Circle of Friends: John M. Budd

The ACRL Circle of Friends acknowledges the sustained generosity of those who have been Friends of ACRL for five or more years. The Friends of ACRL was created to provide a means for the association to take bold steps above and beyond its traditional member programs and services. Rapidly changing demographic, economic, and technological trends are presenting academic libraries and librarians with new challenges and competition that demand immediate solutions. The Friends of ACRL have responded to these new challenges and provided additional support that will enhance and ensure the relevance of our profession. To join or learn more about the Friends of ACRL, please visit the ACRL website.

John BuddJohn M. Budd has recently retired as professor in the School of Information and Learning Technologies at the University of Missouri in Columbia, Missouri. John has been an ACRL member since 1984 and a Friend of ACRL since 1999.

1. Describe yourself in three words: Teacher, scholar, nerd.

2. Why do you support the Friends of ACRL? I whole-heartedly believe in academic llibraries and the need to support them and librarians.

3. What might someone be surprised to know about you?  I’m a trivia expert.

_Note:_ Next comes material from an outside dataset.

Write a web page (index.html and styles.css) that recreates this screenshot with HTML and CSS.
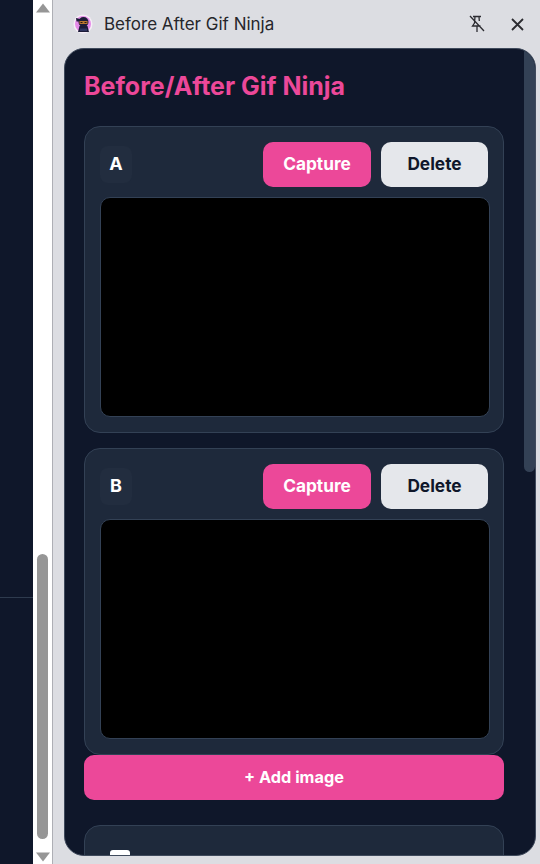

4. Since you’ve become a member of ACRL, tell us about someone who influenced you in some way? I’ve very recently retired from the University of Missouri, but I’m exploring ways to keep active in ALA. I owe a huge debt to many people, including Michael Gorman and Richard Dougherty for helping me think and act as a professional. The two biggest influences have been Edward Holley and Lester Asheim. I miss them, but they are still with me in important ways.

5. What do you hope ACRL will achieve in the near future (or the long term)? I hope ACRL can take a lead in resolving the long-standing scholarly communications dilemma. In particular, I’d like to see ACRL and its members work with academic administrators to design a reasoned and workable communication and rewards structure for higher education.

6. In your opinion, what is the most important work that ACRL does? Advocacy and the development of young professionals. These are equally important and ACRL, as an organization, is masterful at both.